Rows from a dataset of pages and code:
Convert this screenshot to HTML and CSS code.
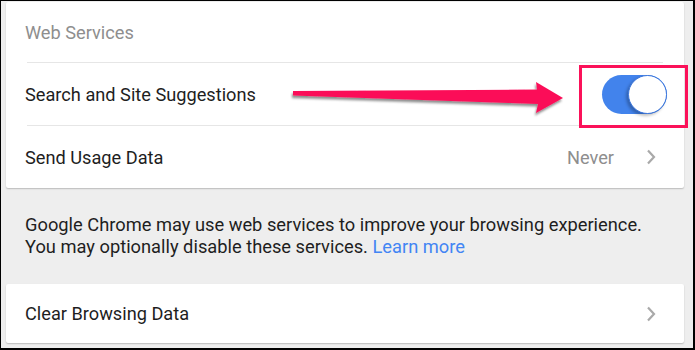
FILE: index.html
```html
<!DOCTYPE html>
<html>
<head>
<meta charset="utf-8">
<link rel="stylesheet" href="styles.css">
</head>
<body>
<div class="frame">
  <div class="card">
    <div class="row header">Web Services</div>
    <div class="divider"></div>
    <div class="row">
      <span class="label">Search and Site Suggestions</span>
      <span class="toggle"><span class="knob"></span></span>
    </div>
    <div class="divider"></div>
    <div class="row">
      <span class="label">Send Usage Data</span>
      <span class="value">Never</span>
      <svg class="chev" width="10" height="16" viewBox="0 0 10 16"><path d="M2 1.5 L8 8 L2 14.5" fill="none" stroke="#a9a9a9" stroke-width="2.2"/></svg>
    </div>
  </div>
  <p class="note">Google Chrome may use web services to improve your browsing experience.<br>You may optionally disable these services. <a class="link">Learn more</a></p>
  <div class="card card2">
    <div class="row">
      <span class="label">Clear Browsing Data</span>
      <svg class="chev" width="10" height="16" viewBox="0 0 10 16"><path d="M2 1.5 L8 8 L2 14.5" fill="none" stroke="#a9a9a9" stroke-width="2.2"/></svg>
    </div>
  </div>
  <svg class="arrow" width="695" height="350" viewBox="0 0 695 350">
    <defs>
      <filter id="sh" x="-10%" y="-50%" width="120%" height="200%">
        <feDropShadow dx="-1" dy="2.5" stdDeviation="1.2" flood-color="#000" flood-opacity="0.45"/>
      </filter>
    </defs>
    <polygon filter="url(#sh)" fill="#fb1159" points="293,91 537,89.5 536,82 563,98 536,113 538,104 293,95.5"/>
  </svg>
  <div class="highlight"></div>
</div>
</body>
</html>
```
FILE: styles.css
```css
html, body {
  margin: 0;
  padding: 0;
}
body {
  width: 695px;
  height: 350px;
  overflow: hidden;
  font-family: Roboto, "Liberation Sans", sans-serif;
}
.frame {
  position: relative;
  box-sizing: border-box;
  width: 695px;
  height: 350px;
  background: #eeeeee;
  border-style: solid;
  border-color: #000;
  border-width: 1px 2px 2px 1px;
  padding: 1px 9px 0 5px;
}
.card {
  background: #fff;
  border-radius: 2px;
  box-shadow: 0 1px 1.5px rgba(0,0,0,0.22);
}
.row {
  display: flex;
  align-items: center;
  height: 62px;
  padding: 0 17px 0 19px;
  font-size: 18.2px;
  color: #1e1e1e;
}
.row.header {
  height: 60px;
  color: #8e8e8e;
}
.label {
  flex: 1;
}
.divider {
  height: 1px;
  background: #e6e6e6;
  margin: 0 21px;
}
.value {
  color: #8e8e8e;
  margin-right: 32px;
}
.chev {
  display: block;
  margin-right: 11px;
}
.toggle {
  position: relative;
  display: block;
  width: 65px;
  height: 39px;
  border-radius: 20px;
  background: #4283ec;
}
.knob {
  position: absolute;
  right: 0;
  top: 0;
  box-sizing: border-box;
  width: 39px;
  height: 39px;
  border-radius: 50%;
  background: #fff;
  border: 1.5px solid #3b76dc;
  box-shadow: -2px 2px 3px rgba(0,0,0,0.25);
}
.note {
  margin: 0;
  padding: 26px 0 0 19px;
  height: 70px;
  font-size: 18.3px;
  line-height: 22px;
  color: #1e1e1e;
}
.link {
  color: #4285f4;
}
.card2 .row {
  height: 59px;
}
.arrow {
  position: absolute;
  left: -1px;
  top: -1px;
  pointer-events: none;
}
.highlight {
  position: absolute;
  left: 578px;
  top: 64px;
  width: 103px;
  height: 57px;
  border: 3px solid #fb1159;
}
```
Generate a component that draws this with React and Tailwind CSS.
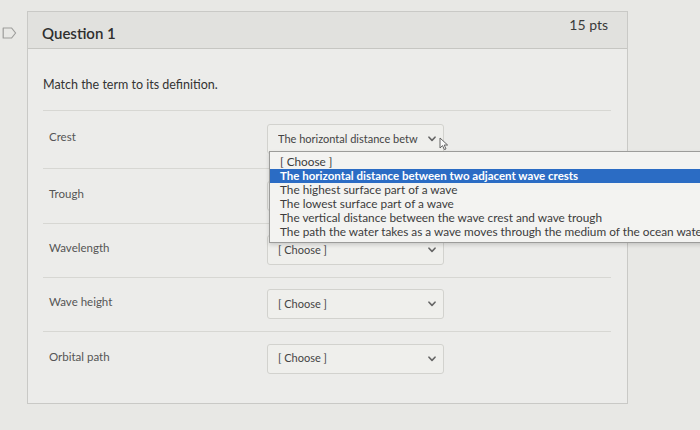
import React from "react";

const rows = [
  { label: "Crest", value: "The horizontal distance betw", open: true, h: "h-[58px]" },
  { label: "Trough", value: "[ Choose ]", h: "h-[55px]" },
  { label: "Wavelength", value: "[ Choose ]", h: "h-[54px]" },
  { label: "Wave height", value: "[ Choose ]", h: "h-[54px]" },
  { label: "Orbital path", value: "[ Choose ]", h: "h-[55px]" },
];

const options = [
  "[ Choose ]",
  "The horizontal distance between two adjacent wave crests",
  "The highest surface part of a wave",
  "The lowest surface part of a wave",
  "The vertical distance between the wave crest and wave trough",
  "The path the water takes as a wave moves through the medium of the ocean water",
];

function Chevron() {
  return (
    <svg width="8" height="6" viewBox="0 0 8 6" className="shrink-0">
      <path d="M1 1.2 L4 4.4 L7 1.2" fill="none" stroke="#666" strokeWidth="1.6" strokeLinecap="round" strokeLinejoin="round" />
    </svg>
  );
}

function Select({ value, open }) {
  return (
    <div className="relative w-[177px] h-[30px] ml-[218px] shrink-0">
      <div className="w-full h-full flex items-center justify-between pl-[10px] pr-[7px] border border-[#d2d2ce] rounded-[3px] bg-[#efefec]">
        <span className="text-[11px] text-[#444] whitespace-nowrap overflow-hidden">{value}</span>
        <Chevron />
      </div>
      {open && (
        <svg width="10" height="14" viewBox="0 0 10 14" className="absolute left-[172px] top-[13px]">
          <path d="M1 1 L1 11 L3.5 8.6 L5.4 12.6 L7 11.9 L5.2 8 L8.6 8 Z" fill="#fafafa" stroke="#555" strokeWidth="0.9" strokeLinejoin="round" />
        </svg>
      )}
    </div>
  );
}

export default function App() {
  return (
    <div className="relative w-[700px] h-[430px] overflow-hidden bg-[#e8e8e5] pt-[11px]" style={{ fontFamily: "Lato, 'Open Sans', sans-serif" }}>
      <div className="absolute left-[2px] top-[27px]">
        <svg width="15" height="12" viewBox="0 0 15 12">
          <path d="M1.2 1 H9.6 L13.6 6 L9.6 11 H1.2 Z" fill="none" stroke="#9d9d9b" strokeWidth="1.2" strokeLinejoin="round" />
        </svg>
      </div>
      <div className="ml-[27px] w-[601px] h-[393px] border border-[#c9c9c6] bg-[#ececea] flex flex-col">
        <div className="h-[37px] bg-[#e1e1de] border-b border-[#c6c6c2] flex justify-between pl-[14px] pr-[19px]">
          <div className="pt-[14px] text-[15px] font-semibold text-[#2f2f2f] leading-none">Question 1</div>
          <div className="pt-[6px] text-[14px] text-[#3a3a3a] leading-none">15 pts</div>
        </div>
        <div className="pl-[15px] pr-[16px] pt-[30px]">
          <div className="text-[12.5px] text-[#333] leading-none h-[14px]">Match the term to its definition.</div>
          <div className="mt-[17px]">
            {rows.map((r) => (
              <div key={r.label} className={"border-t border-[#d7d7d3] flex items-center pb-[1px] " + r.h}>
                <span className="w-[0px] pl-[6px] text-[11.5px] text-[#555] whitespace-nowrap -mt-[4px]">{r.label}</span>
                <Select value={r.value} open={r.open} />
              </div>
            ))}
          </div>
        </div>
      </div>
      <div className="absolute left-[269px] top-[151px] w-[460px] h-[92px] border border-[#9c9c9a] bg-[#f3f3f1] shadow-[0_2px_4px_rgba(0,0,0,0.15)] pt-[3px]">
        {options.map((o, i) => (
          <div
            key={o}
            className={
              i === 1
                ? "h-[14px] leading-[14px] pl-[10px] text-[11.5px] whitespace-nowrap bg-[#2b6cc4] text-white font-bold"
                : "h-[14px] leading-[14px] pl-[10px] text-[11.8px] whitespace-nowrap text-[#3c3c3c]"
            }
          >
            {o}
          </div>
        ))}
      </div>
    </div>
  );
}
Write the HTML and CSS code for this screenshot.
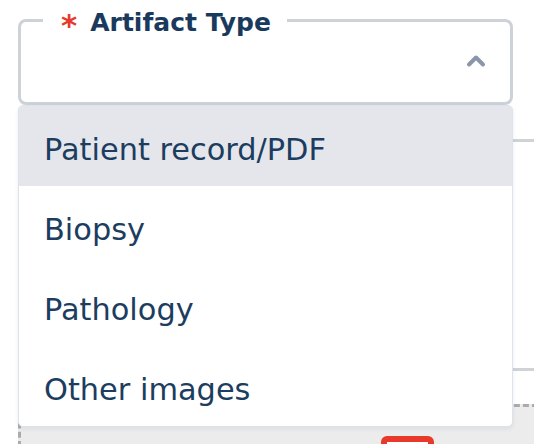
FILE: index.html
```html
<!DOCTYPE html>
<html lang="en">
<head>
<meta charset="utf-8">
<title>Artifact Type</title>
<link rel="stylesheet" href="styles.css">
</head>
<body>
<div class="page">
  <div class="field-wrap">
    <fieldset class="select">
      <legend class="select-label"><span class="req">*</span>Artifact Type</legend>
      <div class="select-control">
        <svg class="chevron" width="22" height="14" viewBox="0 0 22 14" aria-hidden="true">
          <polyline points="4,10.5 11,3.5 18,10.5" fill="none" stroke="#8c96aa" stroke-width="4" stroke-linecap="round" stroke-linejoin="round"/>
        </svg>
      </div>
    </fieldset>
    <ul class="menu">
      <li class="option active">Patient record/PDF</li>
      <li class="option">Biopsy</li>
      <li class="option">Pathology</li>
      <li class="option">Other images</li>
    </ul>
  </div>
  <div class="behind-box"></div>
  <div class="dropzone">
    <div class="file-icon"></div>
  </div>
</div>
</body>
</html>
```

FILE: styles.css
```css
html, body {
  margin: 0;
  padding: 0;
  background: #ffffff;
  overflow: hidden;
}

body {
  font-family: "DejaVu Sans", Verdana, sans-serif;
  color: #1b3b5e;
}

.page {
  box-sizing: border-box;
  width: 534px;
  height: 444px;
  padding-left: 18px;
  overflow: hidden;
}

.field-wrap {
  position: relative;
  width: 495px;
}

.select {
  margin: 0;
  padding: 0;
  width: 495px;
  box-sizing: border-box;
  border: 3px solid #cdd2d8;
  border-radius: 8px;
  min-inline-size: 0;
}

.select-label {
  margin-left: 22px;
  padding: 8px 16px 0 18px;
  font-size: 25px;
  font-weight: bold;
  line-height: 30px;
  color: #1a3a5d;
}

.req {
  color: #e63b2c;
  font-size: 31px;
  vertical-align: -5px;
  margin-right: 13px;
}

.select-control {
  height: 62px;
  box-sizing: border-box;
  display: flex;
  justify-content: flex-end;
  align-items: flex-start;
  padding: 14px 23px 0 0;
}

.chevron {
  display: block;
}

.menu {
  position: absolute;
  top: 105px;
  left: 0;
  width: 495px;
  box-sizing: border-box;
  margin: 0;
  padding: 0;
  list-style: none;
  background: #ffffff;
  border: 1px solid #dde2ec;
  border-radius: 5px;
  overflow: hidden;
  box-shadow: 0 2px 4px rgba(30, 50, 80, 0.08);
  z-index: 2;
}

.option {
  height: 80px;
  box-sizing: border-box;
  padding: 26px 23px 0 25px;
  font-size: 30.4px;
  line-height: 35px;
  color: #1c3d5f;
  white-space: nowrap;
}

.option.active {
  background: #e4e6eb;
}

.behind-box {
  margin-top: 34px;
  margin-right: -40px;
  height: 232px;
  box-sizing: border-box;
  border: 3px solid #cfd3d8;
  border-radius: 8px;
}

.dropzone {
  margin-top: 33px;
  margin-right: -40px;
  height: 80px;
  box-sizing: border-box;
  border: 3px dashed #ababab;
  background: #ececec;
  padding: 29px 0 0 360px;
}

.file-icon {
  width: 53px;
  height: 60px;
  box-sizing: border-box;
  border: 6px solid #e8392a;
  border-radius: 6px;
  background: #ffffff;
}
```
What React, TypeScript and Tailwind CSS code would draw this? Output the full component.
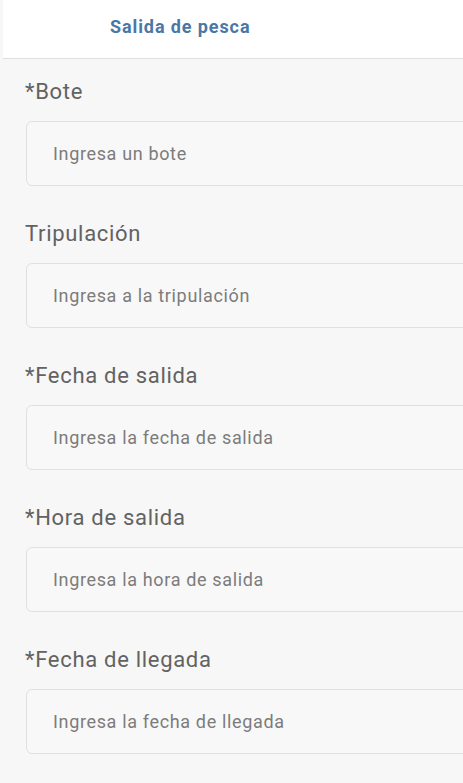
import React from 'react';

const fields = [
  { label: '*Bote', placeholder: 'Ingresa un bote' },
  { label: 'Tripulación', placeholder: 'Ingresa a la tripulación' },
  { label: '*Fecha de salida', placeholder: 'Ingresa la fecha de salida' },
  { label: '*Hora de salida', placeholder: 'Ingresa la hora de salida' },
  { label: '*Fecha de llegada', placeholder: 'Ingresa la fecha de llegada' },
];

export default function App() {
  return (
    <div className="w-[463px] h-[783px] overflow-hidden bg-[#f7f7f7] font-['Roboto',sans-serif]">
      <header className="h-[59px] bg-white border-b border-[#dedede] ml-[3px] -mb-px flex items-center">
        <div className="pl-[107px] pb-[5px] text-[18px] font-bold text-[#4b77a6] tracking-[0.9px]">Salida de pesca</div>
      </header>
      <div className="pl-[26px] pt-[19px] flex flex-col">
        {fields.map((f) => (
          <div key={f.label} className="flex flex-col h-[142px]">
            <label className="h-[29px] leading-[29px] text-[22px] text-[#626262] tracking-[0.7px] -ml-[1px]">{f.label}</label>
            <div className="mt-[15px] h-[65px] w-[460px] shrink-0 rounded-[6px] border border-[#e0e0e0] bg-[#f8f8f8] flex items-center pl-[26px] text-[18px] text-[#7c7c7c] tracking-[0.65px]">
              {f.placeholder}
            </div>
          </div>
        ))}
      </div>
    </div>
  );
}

• _WHAT THE TASK ASKS_
Pull every line containing the word "Tailwind" out of the material and copy it.

• _THE REPLY_
Generate a component that draws this with React and Tailwind CSS.
What React, TypeScript and Tailwind CSS code would draw this? Output the full component.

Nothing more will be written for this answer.